KONY2012 launched last week and I kept thinking to myself, haven’t we been through this before?
Central figure putting himself in a story of poverty where you can help the helpless by giving the privileged guy money. One year out of the fraud of Three Cups of Tea fiasco and we seem to forget that any charity with a central figure looking to promote their story with this UNBELIEVABLY well put together story is a *gasp* fraud.
A conversation I’ve had several times over the last few years is on the value of aid. Microlending seems to be the most participated in direct aid that my friends participate in, but…
The distinction isn’t just academic. While the earlier generation of microlenders were non-profits that tended to loan to collectives or cooperatives, 50% of microlenders now loan just to individuals, and 25% are for-profit businesses. They are acting more like traditional lenders, and their loans aren’t cheap, with 10–100% annualized interest. Because microcredit continues to be praised as a development strategy, discerning whether such loans can have positive effects without the bells and whistles that sometimes accompany it is key.

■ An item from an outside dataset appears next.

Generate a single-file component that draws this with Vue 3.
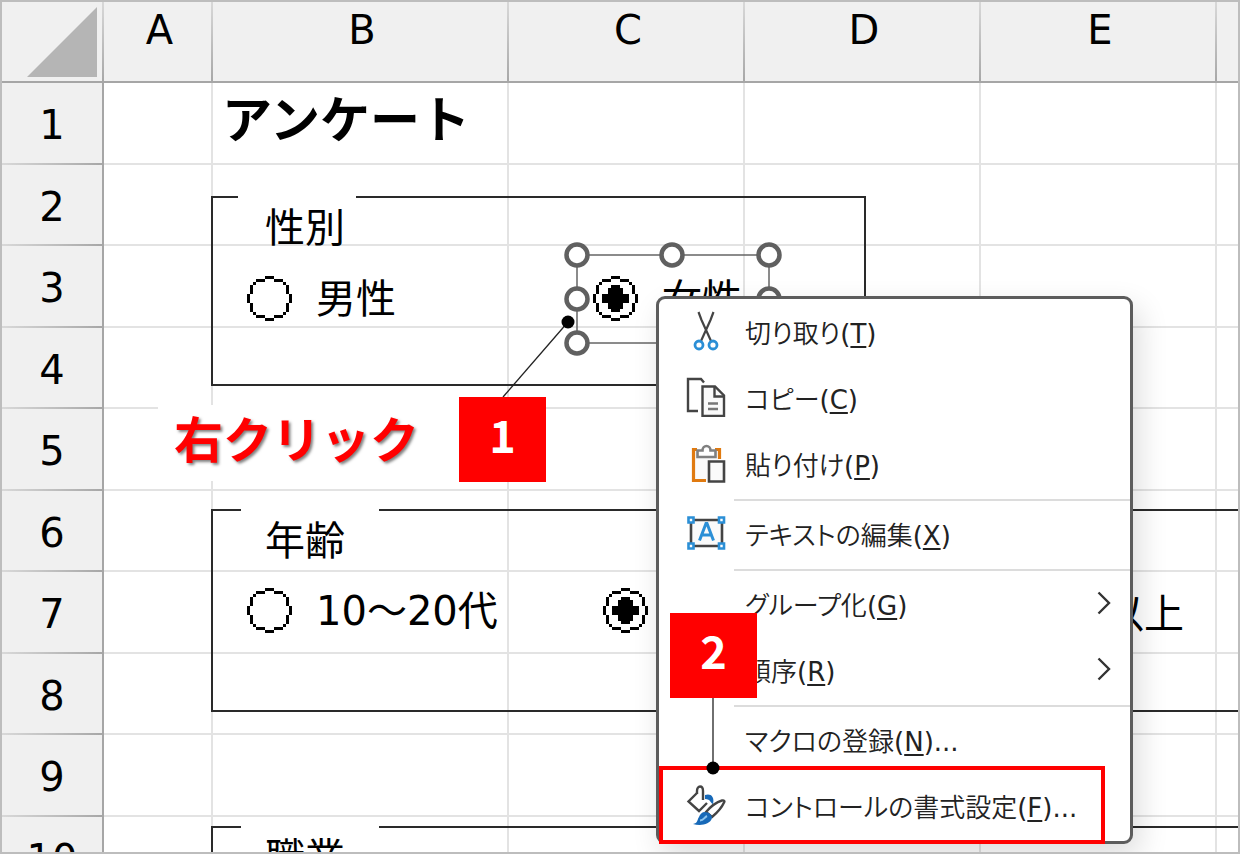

So where is one to go to help? Celebrating charity fraud (charifraud ?) should be just as rejected as the premise of withholding aid. The biggest surprise of the traveling I’ve been doing is the amount of fraud around charity. It has made me super hesitant to participate.
What works? Knowledge share is super important, as is government and medicine. There are things that are working, which is refreshing.
The only ask I wish more took the time to ask: can we move beyond these perfect storms of fraud and actually concentrate on communities where we know the names of the citizens (our own backyards)?